- Church: Roman Catholic
- Archdiocese: Tokyo
- Installed: 21 February 1970
- Term ended: 17 February 2000
- Predecessor: Peter Doi
- Successor: Peter Takeo Okada
- Other post: Cardinal-Priest of Santa Emerenziana a Tor Fiorenza
- Previous posts: Auxiliary Bishop of Tōkyō (1966–1969) Coadjutor Archbishop of Tōkyō (1969–1970)

Orders
- Ordination: 21 December 1954
- Consecration: 8 May 1966
- Created cardinal: 26 November 1994 by John Paul II
- Rank: Cardinal

Personal details
- Born: 白柳 誠一 Shirayanagi Seiichi 17 June 1928 Hachiōji, Tokyo Japan
- Died: 30 December 2009 (aged 81) Tokyo, Japan

= Peter Shirayanagi =

Japanese Roman Catholic prelate (1928–2009)

Peter Seiichi Shirayanagi (白柳 誠一 Shirayanagi Seiichi; 17 June 1928 – 30 December 2009) was a Japanese Catholic prelate who served as Archbishop of Tokyo from 1970 to 2000. He was made a cardinal in 1994, and also served as head of the Catholic Bishops' Conference of Japan from 1983 to 1992.

== Life ==
Peter Seiichi Shirayanagi was born in Hachiōji, Tokyo, Japan, 17 June 1928. Shirayanagi studied at Sophia University, earning a degree in philosophy in 1951 and a specialization in theology in 1954. Ordained a priest on 21 December 1954 at Kanda Catholic Cathedral. From 1954 to 1957 he served in pastoral ministry in the archdiocese of Tōkyō. He then went to study at the Pontifical Urban University in Rome, earning a doctorate in Canon law in 1960.

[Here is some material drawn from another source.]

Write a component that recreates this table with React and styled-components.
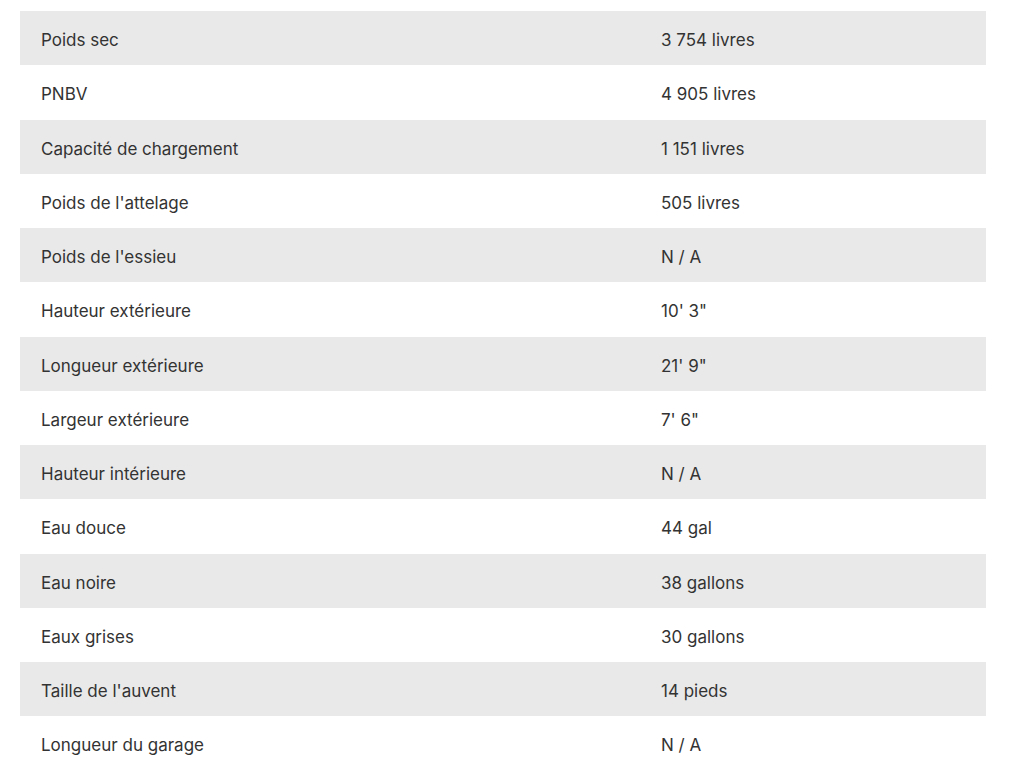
import React from "react";
import styled, { createGlobalStyle } from "styled-components";

const Global = createGlobalStyle`
  html, body { margin: 0; padding: 0; background: #fff; }
  body { font-family: Inter, "Noto Sans", sans-serif; }
`;

const Page = styled.div`
  padding: 11px 38px 0 20px;
`;

const Table = styled.div`
  display: flex;
  flex-direction: column;
  width: 966px;
`;

const Row = styled.div`
  display: grid;
  grid-template-columns: 620px 1fr;
  align-items: center;
  height: 54.25px;
  padding-left: 21px;
  padding-top: 4px;
  box-sizing: border-box;
  background: ${(p) => (p.$shaded ? "#e9e9e9" : "#ffffff")};
  color: #333333;
  font-size: 17px;
  line-height: 20px;
`;

const Cell = styled.div`
  white-space: nowrap;
`;

const rows = [
  ["Poids sec", "3 754 livres"],
  ["PNBV", "4 905 livres"],
  ["Capacité de chargement", "1 151 livres"],
  ["Poids de l'attelage", "505 livres"],
  ["Poids de l'essieu", "N / A"],
  ["Hauteur extérieure", "10' 3\""],
  ["Longueur extérieure", "21' 9\""],
  ["Largeur extérieure", "7' 6\""],
  ["Hauteur intérieure", "N / A"],
  ["Eau douce", "44 gal"],
  ["Eau noire", "38 gallons"],
  ["Eaux grises", "30 gallons"],
  ["Taille de l'auvent", "14 pieds"],
  ["Longueur du garage", "N / A"],
];

export default function App() {
  return (
    <>
      <Global />
      <Page>
        <Table>
          {rows.map(([k, v], i) => (
            <Row key={k} $shaded={i % 2 === 0}>
              <Cell>{k}</Cell>
              <Cell>{v}</Cell>
            </Row>
          ))}
        </Table>
      </Page>
    </>
  );
}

Consecrated titular Bishop of Atenia and Auxiliary of Tokyo in 1966, he was named titular Archbishop of Castro and Coadjutor Archbishop of the Tokyo Archdiocese in 1969, and succeeded to the post of Archbishop of Tokyo in 1970. He attended the Second Ordinary Assembly of the Synod of Bishops in Vatican City, from 30 September to 6 November 1971.

As archbishop, he was representative director of the Juridical Foundation of Tokyo Caritas House. He continued the Tokyo Archdiocesan Convention, implementing the decrees of the Second Vatican Council. From 1983 to 1992, he presided over the Japanese Catholic Bishops' conference, which opened the Japanese Catholic Center in Tokyo in 1990. Also in 1990 the Archbishop told the Italian periodical 30 Giorni, that "the events of Akita are no longer to be taken seriously." In 1981, Archbishop Shirayanagi organized events connected to the first papal visit to Japan. In 1989 he led a group to visit the Catholic Church in China.

In 1994, Pope John Paul II created him a Cardinal with the title of Cardinal-Priest of Santa Emerenziana a Tor Fiorenza. On 12 June 2000, he retired as archbishop of Tokyo. He was one of the cardinal electors who participated in the 2005 papal conclave that selected Pope Benedict XVI. On 24 November 2008 in Nagasaki, he represented the Pope, presiding over the beatification ceremony of the 188 Martyrs of Japan.

Cardinal Shirayanagi was hospitalized at the beginning of August 2009 for cardiac arrhythmia, then suffered a light cerebral hemorrhage. On 23 December he moved to Loyola House, a Jesuit home for aged priests in Tokyo, where he died on 30 December. The funeral service was held at St. Mary's Cathedral, Tokyo. Pope Benedict XVI recalled Cardinal Shirayanagi's continued commitment "to spreading the Gospel, .... his work promoting justice and peace and his tireless efforts for the refugees."

Shirayanagi was an honorary member of AV Edo-Rhenania zu Tokio, a Catholic student fraternity that is affiliated with Cartellverband.